En 2019, Mark Eatman découvrit le squelette partiel d’un cératopsien dans la carrière de Loki, dans le Campanien de la formation géologique de Judith River (Montana, Etats-Unis). Ce spécimen fut ensuite excavé puis préparé en 2022, ce qui a permis la réalisation de plusieurs moulages de son crâne. Loewen et ses collègues décrivent ainsi ce squelette comme l’holotype d’un nouveau taxon qu’ils baptisent Lokiceratops (en référence à la localité-type), avec L. rangiformis pour espèce.

L’holotype (EMK 0012) de Lokiceratops rangiformis est un squelette partiel composé du crâne assez complet, d’une vertèbre cervicale, du sacrum, de 3 vertèbres caudales, d’un chevron, de la scapula droite, du coracoïde droit et des ischiums. Loewen et ses collègues notent que EMK 0012 est un individu adulte.


Loewen et ses collègues remarquent la présence de quelques pathologies sur le crâne de EMK 0012, avec des creusements de l’os au niveau de l’épipariétal 7 gauche et des deux squamosaux. Ils n’expliquent pas l’origine de ces pathologies, mais il peut s’agir de réactions osseuses suites à des infections potentiellement dues à des blessures.

L’analyse phylogénétique de Loewen et ses collègues classe Lokiceratops comme un centrosauriné, dans un clade avec Medusaceratops et Albertaceratops. Ils baptisent ce clade Albertaceratopsini. Albertaceratopsini est une tribu de centrosaurinés plus dérivés que Nasutoceratopsini, formant le clade soeur de (Wendiceratops + Sinoceratops) + Eucentrosaura. Loewen et ses collègues notent que les Albertaceratopsini sont endémiques du nord de Laramidia.

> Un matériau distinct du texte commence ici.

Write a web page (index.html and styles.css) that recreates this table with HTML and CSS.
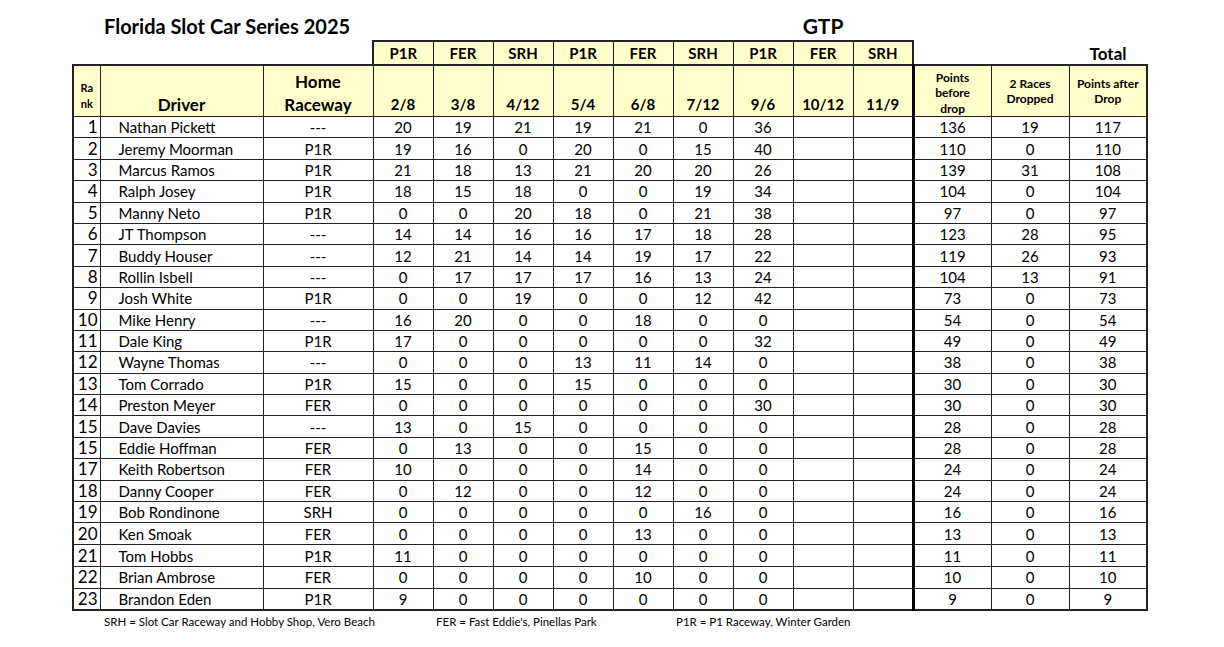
FILE: index.html
```html
<!DOCTYPE html>
<html>
<head>
<meta charset="utf-8">
<title>Florida Slot Car Series 2025</title>
<link rel="stylesheet" href="styles.css">
</head>
<body>
<table class="sheet">
  <colgroup>
    <col class="c-rank"><col class="c-driver"><col class="c-home">
    <col class="c-race"><col class="c-race"><col class="c-race"><col class="c-race"><col class="c-race"><col class="c-race"><col class="c-race"><col class="c-race"><col class="c-race">
    <col class="c-tot"><col class="c-tot"><col class="c-tot">
  </colgroup>
  <tr class="title-row">
    <td></td>
    <td colspan="9" class="title">Florida Slot Car Series 2025</td>
    <td class="gtp">GTP</td>
    <td colspan="4"></td>
  </tr>
  <tr class="track-row">
    <td></td><td></td><td></td>
    <th class="trk first">P1R</th><th class="trk">FER</th><th class="trk">SRH</th><th class="trk">P1R</th><th class="trk">FER</th><th class="trk">SRH</th><th class="trk">P1R</th><th class="trk">FER</th><th class="trk last">SRH</th>
    <td></td><td></td><td class="total">Total</td>
  </tr>
  <tr class="head-row">
    <th class="h rank-h left">Ra<br>nk</th>
    <th class="h driver-h">Driver</th>
    <th class="h home-h">Home<br>Raceway</th>
    <th class="h date">2/8</th><th class="h date">3/8</th><th class="h date">4/12</th><th class="h date">5/4</th><th class="h date">6/8</th><th class="h date">7/12</th><th class="h date">9/6</th><th class="h date">10/12</th><th class="h date sep">11/9</th>
    <th class="h small sepl">Points<br>before<br>drop</th>
    <th class="h small mid">2 Races<br>Dropped</th>
    <th class="h small mid right">Points after<br>Drop</th>
  </tr>
  <tr class="r"><td class="rank left">1</td><td class="name">Nathan Pickett</td><td>---</td><td>20</td><td>19</td><td>21</td><td>19</td><td>21</td><td>0</td><td>36</td><td></td><td class="sep"></td><td class="sepl">136</td><td>19</td><td class="right">117</td></tr>
  <tr class="r"><td class="rank left">2</td><td class="name">Jeremy Moorman</td><td>P1R</td><td>19</td><td>16</td><td>0</td><td>20</td><td>0</td><td>15</td><td>40</td><td></td><td class="sep"></td><td class="sepl">110</td><td>0</td><td class="right">110</td></tr>
  <tr class="r"><td class="rank left">3</td><td class="name">Marcus Ramos</td><td>P1R</td><td>21</td><td>18</td><td>13</td><td>21</td><td>20</td><td>20</td><td>26</td><td></td><td class="sep"></td><td class="sepl">139</td><td>31</td><td class="right">108</td></tr>
  <tr class="r"><td class="rank left">4</td><td class="name">Ralph Josey</td><td>P1R</td><td>18</td><td>15</td><td>18</td><td>0</td><td>0</td><td>19</td><td>34</td><td></td><td class="sep"></td><td class="sepl">104</td><td>0</td><td class="right">104</td></tr>
  <tr class="r"><td class="rank left">5</td><td class="name">Manny Neto</td><td>P1R</td><td>0</td><td>0</td><td>20</td><td>18</td><td>0</td><td>21</td><td>38</td><td></td><td class="sep"></td><td class="sepl">97</td><td>0</td><td class="right">97</td></tr>
  <tr class="r"><td class="rank left">6</td><td class="name">JT Thompson</td><td>---</td><td>14</td><td>14</td><td>16</td><td>16</td><td>17</td><td>18</td><td>28</td><td></td><td class="sep"></td><td class="sepl">123</td><td>28</td><td class="right">95</td></tr>
  <tr class="r"><td class="rank left">7</td><td class="name">Buddy Houser</td><td>---</td><td>12</td><td>21</td><td>14</td><td>14</td><td>19</td><td>17</td><td>22</td><td></td><td class="sep"></td><td class="sepl">119</td><td>26</td><td class="right">93</td></tr>
  <tr class="r"><td class="rank left">8</td><td class="name">Rollin Isbell</td><td>---</td><td>0</td><td>17</td><td>17</td><td>17</td><td>16</td><td>13</td><td>24</td><td></td><td class="sep"></td><td class="sepl">104</td><td>13</td><td class="right">91</td></tr>
  <tr class="r"><td class="rank left">9</td><td class="name">Josh White</td><td>P1R</td><td>0</td><td>0</td><td>19</td><td>0</td><td>0</td><td>12</td><td>42</td><td></td><td class="sep"></td><td class="sepl">73</td><td>0</td><td class="right">73</td></tr>
  <tr class="r"><td class="rank left">10</td><td class="name">Mike Henry</td><td>---</td><td>16</td><td>20</td><td>0</td><td>0</td><td>18</td><td>0</td><td>0</td><td></td><td class="sep"></td><td class="sepl">54</td><td>0</td><td class="right">54</td></tr>
  <tr class="r"><td class="rank left">11</td><td class="name">Dale King</td><td>P1R</td><td>17</td><td>0</td><td>0</td><td>0</td><td>0</td><td>0</td><td>32</td><td></td><td class="sep"></td><td class="sepl">49</td><td>0</td><td class="right">49</td></tr>
  <tr class="r"><td class="rank left">12</td><td class="name">Wayne Thomas</td><td>---</td><td>0</td><td>0</td><td>0</td><td>13</td><td>11</td><td>14</td><td>0</td><td></td><td class="sep"></td><td class="sepl">38</td><td>0</td><td class="right">38</td></tr>
  <tr class="r"><td class="rank left">13</td><td class="name">Tom Corrado</td><td>P1R</td><td>15</td><td>0</td><td>0</td><td>15</td><td>0</td><td>0</td><td>0</td><td></td><td class="sep"></td><td class="sepl">30</td><td>0</td><td class="right">30</td></tr>
  <tr class="r"><td class="rank left">14</td><td class="name">Preston Meyer</td><td>FER</td><td>0</td><td>0</td><td>0</td><td>0</td><td>0</td><td>0</td><td>30</td><td></td><td class="sep"></td><td class="sepl">30</td><td>0</td><td class="right">30</td></tr>
  <tr class="r"><td class="rank left">15</td><td class="name">Dave Davies</td><td>---</td><td>13</td><td>0</td><td>15</td><td>0</td><td>0</td><td>0</td><td>0</td><td></td><td class="sep"></td><td class="sepl">28</td><td>0</td><td class="right">28</td></tr>
  <tr class="r"><td class="rank left">15</td><td class="name">Eddie Hoffman</td><td>FER</td><td>0</td><td>13</td><td>0</td><td>0</td><td>15</td><td>0</td><td>0</td><td></td><td class="sep"></td><td class="sepl">28</td><td>0</td><td class="right">28</td></tr>
  <tr class="r"><td class="rank left">17</td><td class="name">Keith Robertson</td><td>FER</td><td>10</td><td>0</td><td>0</td><td>0</td><td>14</td><td>0</td><td>0</td><td></td><td class="sep"></td><td class="sepl">24</td><td>0</td><td class="right">24</td></tr>
  <tr class="r"><td class="rank left">18</td><td class="name">Danny Cooper</td><td>FER</td><td>0</td><td>12</td><td>0</td><td>0</td><td>12</td><td>0</td><td>0</td><td></td><td class="sep"></td><td class="sepl">24</td><td>0</td><td class="right">24</td></tr>
  <tr class="r"><td class="rank left">19</td><td class="name">Bob Rondinone</td><td>SRH</td><td>0</td><td>0</td><td>0</td><td>0</td><td>0</td><td>16</td><td>0</td><td></td><td class="sep"></td><td class="sepl">16</td><td>0</td><td class="right">16</td></tr>
  <tr class="r"><td class="rank left">20</td><td class="name">Ken Smoak</td><td>FER</td><td>0</td><td>0</td><td>0</td><td>0</td><td>13</td><td>0</td><td>0</td><td></td><td class="sep"></td><td class="sepl">13</td><td>0</td><td class="right">13</td></tr>
  <tr class="r tall"><td class="rank left">21</td><td class="name">Tom Hobbs</td><td>P1R</td><td>11</td><td>0</td><td>0</td><td>0</td><td>0</td><td>0</td><td>0</td><td></td><td class="sep"></td><td class="sepl">11</td><td>0</td><td class="right">11</td></tr>
  <tr class="r"><td class="rank left">22</td><td class="name">Brian Ambrose</td><td>FER</td><td>0</td><td>0</td><td>0</td><td>0</td><td>10</td><td>0</td><td>0</td><td></td><td class="sep"></td><td class="sepl">10</td><td>0</td><td class="right">10</td></tr>
  <tr class="r last-row"><td class="rank left">23</td><td class="name">Brandon Eden</td><td>P1R</td><td>9</td><td>0</td><td>0</td><td>0</td><td>0</td><td>0</td><td>0</td><td></td><td class="sep"></td><td class="sepl">9</td><td>0</td><td class="right">9</td></tr>
  <tr class="foot-row">
    <td></td>
    <td colspan="3" class="note first-note">SRH = Slot Car Raceway and Hobby Shop, Vero Beach</td>
    <td colspan="4" class="note">FER = Fast Eddie's, Pinellas Park</td>
    <td colspan="7" class="note">P1R = P1 Raceway, Winter Garden</td>
  </tr>
</table>
</body>
</html>
```
FILE: styles.css
```css
html, body {
  margin: 0;
  padding: 0;
  background: #ffffff;
}

body {
  font-family: Lato, "Liberation Sans", sans-serif;
  color: #000000;
}

.sheet {
  border-collapse: collapse;
  table-layout: fixed;
  width: 1074px;
  margin-left: 72px;
}

.c-rank { width: 27px; }
.c-driver { width: 163px; }
.c-home { width: 110px; }
.c-race { width: 60px; }
.c-tot { width: 78px; }

.sheet td,
.sheet th {
  padding: 0;
  text-align: center;
  white-space: nowrap;
  line-height: 1;
}

/* ---------- title row ---------- */
.title-row td {
  height: 36px;
  vertical-align: bottom;
  padding-bottom: 4px;
}
.sheet .title-row .title {
  text-align: left;
  font-weight: 700;
  font-size: 20px;
  padding-left: 4px;
}
.sheet .title-row .gtp {
  font-weight: 700;
  font-size: 21px;
}

/* ---------- track row ---------- */
.track-row td,
.track-row th {
  height: 21px;
}
.sheet .trk {
  background: #ffffcc;
  border: 1px solid #222;
  border-top: 2px solid #222;
  font-weight: 700;
  font-size: 15px;
}
.sheet .trk.first { border-left: 2px solid #222; }
.sheet .trk.last { border-right: 2px solid #222; }
.sheet .track-row .total {
  font-weight: 700;
  font-size: 17px;
  vertical-align: bottom;
  padding-bottom: 2px;
}

/* ---------- head row ---------- */
.sheet .head-row th {
  height: 46px;
  background: #ffffcc;
  border: 1px solid #222;
  border-top: 2px solid #222;
  font-weight: 700;
  vertical-align: bottom;
}
.sheet .head-row .rank-h {
  font-size: 11px;
  line-height: 16px;
  padding-bottom: 4px;
}
.sheet .head-row .driver-h {
  font-size: 17px;
  padding-bottom: 3px;
}
.sheet .head-row .home-h {
  font-size: 17px;
  line-height: 23px;
}
.sheet .head-row .date {
  font-size: 15px;
  padding-bottom: 4px;
}
.sheet .head-row .small {
  font-size: 12px;
  line-height: 15.5px;
  padding-bottom: 0;
}
.sheet .head-row .small.mid {
  vertical-align: middle;
}

/* ---------- data rows ---------- */
.sheet .r td {
  height: 20.4px;
  border: 1px solid #222;
  font-size: 15px;
  line-height: 16px;
}
.sheet .r.tall td {
  height: 21.4px;
}
.sheet .r .rank {
  text-align: right;
  font-size: 17px;
  padding-right: 2px;
}
.sheet .r .name {
  text-align: left;
  padding-left: 18px;
}

.sheet td.left,
.sheet th.left { border-left: 2px solid #222; }
.sheet td.right,
.sheet th.right { border-right: 2px solid #222; }
.sheet td.sep,
.sheet th.sep { border-right: 3px solid #000; }
.sheet td.sepl,
.sheet th.sepl { border-left: 3px solid #000; }
.sheet .r.last-row td { border-bottom: 2px solid #222; }

/* ---------- footer ---------- */
.foot-row td {
  height: 22px;
  vertical-align: middle;
}
.sheet .foot-row .note {
  text-align: left;
  font-size: 11.5px;
  padding-left: 3px;
}
.sheet .foot-row .first-note {
  padding-left: 4px;
}
```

Lokiceratops se distingue principalement par son ornementation crânienne composée de deux cornes postorbitales et d’une collerette avec de nombreux épipariétaux et épisquamosaux. Lokiceratops se distingue d’Albertaceratops par l’absence de corne nasale. Les épipariétaux les plus grands de Lokiceratops sont les épipariétaux 2, comme chez Medusaceratops, et ont une forme recourbée extérieurement. Les épipariétaux 1 forment une pointe vers le haut tandis que les autres épipariétaux et épisquamosaux sont plus petits.

La collerette osseuse de Lokiceratops est également asymétrique, comme chez de nombreux autres cératopsiens, mais aussi chez les bois des rennes actuels. Loewen et ses collègues ne peuvent déterminer si cette asymétrie est caractéristique, sujette à une variation intraspécifique ou ontogénique, ou encore si elle est liée à une anomalie de développement.

Comme chez les autres cératopsiens, les ornements crâniens de Lokiceratops ont probablement joué un rôle dans la communication intraspécifique, notamment pour la sélection sexuelle. Loewen et ses collègues avancent que la sélection sexuelle a pu être l’une des raisons majeures de la très grande diversité de centrosaurinés en Amérique du Nord en seulement quelques millions d’années. Elle a pu se combiner à une partition de niche écologique ainsi qu’à des variations du climat et des environnements.

Lokiceratops était un grand centrosauriné qui mesurait 6 mètres de longueur, avec un crâne mesurant à lui seul 2 mètres. Il vivait dans un environnement de plaines inondables, en compagnie de tortues, de choristodères, de crocodylomorphes, de squamates, de nombreux autres cératopsiens, du pachycephalosaure Stegoceras, des hadrosauridés Probrachylophosaurus, Brachylophosaurus et Corythosaurus, des ankylosaures Zuul et Edmontonia, de troodontidés, des tyrannosauridés Daspletosaurus et Gorgosaurus, des dromaeosauridés Saurornitholestes et Dromaeosaurus et d’oiseaux.

Référence : Loewen, M.A.; Sertich, J.J.W.; Sampson, S.; O’Connor, J.K.; Carpenter, S.; Sisson, B.; Øhlenschlæger, A.; Farke, A.A.; Makovicky, P.J.; Longrich, N.; Evans, D.C., 2024, Lokiceratops rangiformis gen. et sp. nov. (Ceratopsidae: Centrosaurinae) from the Campanian Judith River Formation of Montana reveals rapid regional radiations and extreme endemism within centrosaurine dinosaurs. PeerJ. 12: e17224.